How to interpret log transformed independent variable in logistic regression

Kees Maat

Join Date: Jan 2016

Posts: 62
#16

27 Feb 2018, 02:10

Do I understand correctly that if (in the example) income would double, so with an income change of 100% extra, leading to ln(income) = ln(2). The odds ratio corresponding to the income change would be exp((log(0.25)*log(2)) = exp(-1.38629*0.693147) = exp(0.96091) = 0.383. So, every doubling of income would reduce the odds of the event happening to 38%.
Comment
Clyde Schechter

Join Date: Apr 2014

Posts: 29964
#17

27 Feb 2018, 08:16

This is hard to do with the "page break" between the original and this.

The coefficient of log income is 0.25. If you double income, you increase log income by log 2. So the change in the log odds is 0.25*log(2) = 0.1733. So the odds ratio is exp(0.1733) = 1.19. So the odds of the event happening is 1.19 times as great as (or, equivalently, 19% greater than) the odds of the event happening in the absence of a doubling of the income (all else equal.)

Last edited by Clyde Schechter; 27 Feb 2018, 08:21. Reason: Original response was incorrect due to mis-remembering the original example.
Comment
Kees Maat

Join Date: Jan 2016

Posts: 62
#18

28 Feb 2018, 01:33

The page separation does indeed make it inconvenient. It would have been better if I had copied the example, because at the beginning of this post there was already confusion: the questioner then called the odds ratio a coefficient. He means that 0.25 is the odds ratio and exp (0.25) the coefficient. I had calculated the example with 0.25 as an odds ratio, you used 0.25 as a coefficient. Taking that into account, I apply the same calculation as you do, hence, I understand it. Thanks again for your help!
Comment
roxy kallsen

Join Date: Oct 2018

Posts: 37
#19

11 Sep 2019, 08:38

Originally posted by Clyde Schechter View Post

OK. It's important to distinguish between coefficients and odds ratios! So if the odds ratio is 0.25, we can work it back the other way:

If the OR in the output is 0.25, then the coefficient is log(0.25). The change of 1% in x corresponds to a change in log(x) of log(1.01) just as before. So xb changes by log(0.25)*log(1.01). The odds ratio corresponding to a change in xb of log(0.25)*log(1.01) is exp(log(0.25)*log(1.01)), which, to three decimal places, is 0.986, which is the answer to your problem.
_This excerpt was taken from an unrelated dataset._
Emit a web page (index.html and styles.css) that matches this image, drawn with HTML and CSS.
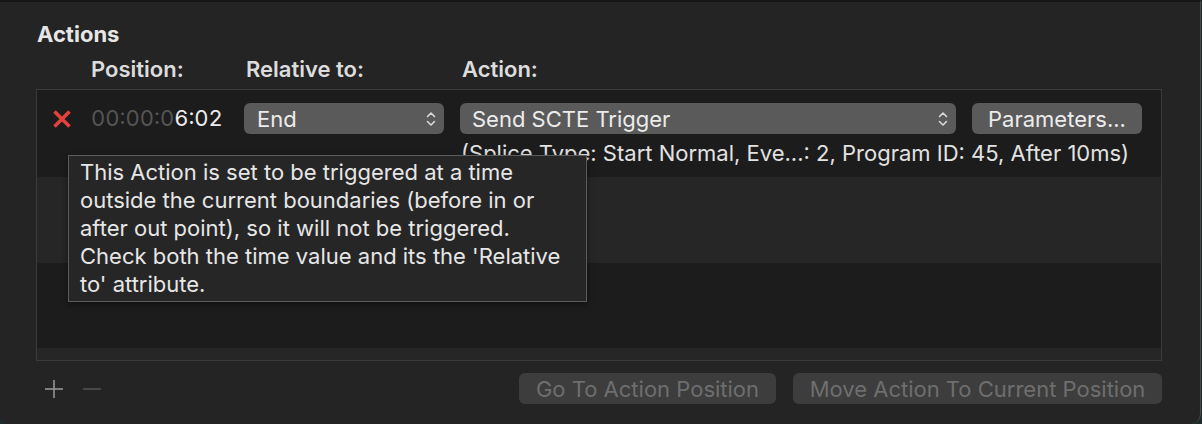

Note that this answer is slightly different from what you got. The formula you are using is an approximation, and it is widely taught. At least in this case, the difference between 0.9975 and 0.986 may be of no practical importance. But the exact calculations are really not that difficult, and the approximation formula you used will perform badly when the change in income is appreciably larger than 1%. Since the exact (other than rounding/precision issues) formula is not hard to work with, I think using the exact approach is better.

Hi
Clyde Schechter,

I came across this thread, which I found to be quite relevant to the problem I am trying to work through. I have a very similar question as the one Alex Mai asked. How to interpret the odds ratio of a log transformed independent variable in a random-effects logistic regression. So if I understand your suggestion correctly for a log family contact odds ratio of .1989529, the following is true.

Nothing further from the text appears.